If you search logo design online, you will find three very different categories of offers mixed together: free tools, paid DIY logo makers, and professional services. They look comparable on the surface because they all promise some version of the same outcome: a logo, quickly. In practice, they solve different problems and create very different risks.
That is why so many founders choose badly. They compare price and speed, but not what happens after download. Will the logo be distinctive enough? Will it work on dark backgrounds? Will you receive vector files? Will the brand still look coherent once you build a site, a deck, and social media assets around it? Those are the questions that matter.
What people usually mean by "logo design online"
In 2025, the category has split into three levels:
- Free tools that generate or assemble a logo in minutes, usually from templates and icons.
- Paid logo makers that offer more polish, more exports, and more customization, but still rely on a DIY workflow.
- Professional services where the founder provides a brief and receives a more complete, more controlled brand outcome.

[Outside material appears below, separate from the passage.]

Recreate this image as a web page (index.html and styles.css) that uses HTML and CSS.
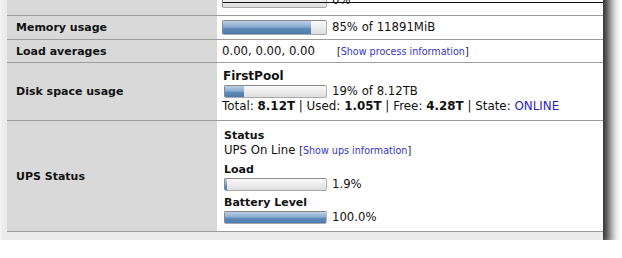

If you are looking for the best logo maker, start by identifying which of those three jobs you actually need done. There is no universal winner because the use cases are not the same.
Free tools: fast, useful, and easy to outgrow
Free logo tools have one clear advantage: they remove friction. You can test name ideas, see rough directions quickly, and get something visual on screen without spending money. For brainstorming, that is valuable.
The problem is that the business often keeps using the "temporary" logo far longer than intended. That is where the hidden costs show up:
- Low distinctiveness because many outputs are built from reusable shapes, generic symbols, and predictable layouts.
- Weak file delivery because the free version may not include vector exports, transparent PNGs, or useful variants.
- No identity system because you get a mark, not a palette, typography logic, or usage rules.
- Higher rework later because your website, sales assets, and social templates end up being rebuilt once the business wants to look more serious.
Free tools are fine for mockups, temporary validation, and naming sprints. They are usually the wrong foundation for a client-facing brand that needs to look ready this month.
Paid logo makers: better packaging, same strategic limitation
Paid online tools improved a lot by 2025. Interfaces are smoother, output quality is higher, and some platforms now include social kits, brand colors, and more export formats. For solo founders with tight budgets, that can look like the obvious middle ground.
Sometimes it is. But a paid logo maker still depends on you to act as strategist, creative director, and final reviewer. If you know exactly how you want to position the company and you are comfortable judging typography, spacing, contrast, and category fit, a good tool can get you over the line.
Most founders do not operate that way. They need more than software. They need a decision framework and a finished outcome. That is where paid DIY tools still fall short. You are buying a better interface, not necessarily a better brand.
Professional services: what you are really paying for
Professional logo and branding services cost more because they reduce judgement errors. Whether the provider is a freelancer, an agency, or an AI-assisted done-for-you service, the core value is not simply "someone else made the logo." The value is that the work is built around positioning, use cases, consistency, and delivery quality.
That usually means you get:
- More distinctive output because the work starts from your business context instead of a template library.
- Usable files including vector formats, transparent assets, and logo variations.
- System thinking so color, typography, and logo decisions support each other.
- Lower rollout friction because the identity is easier to apply across real business materials.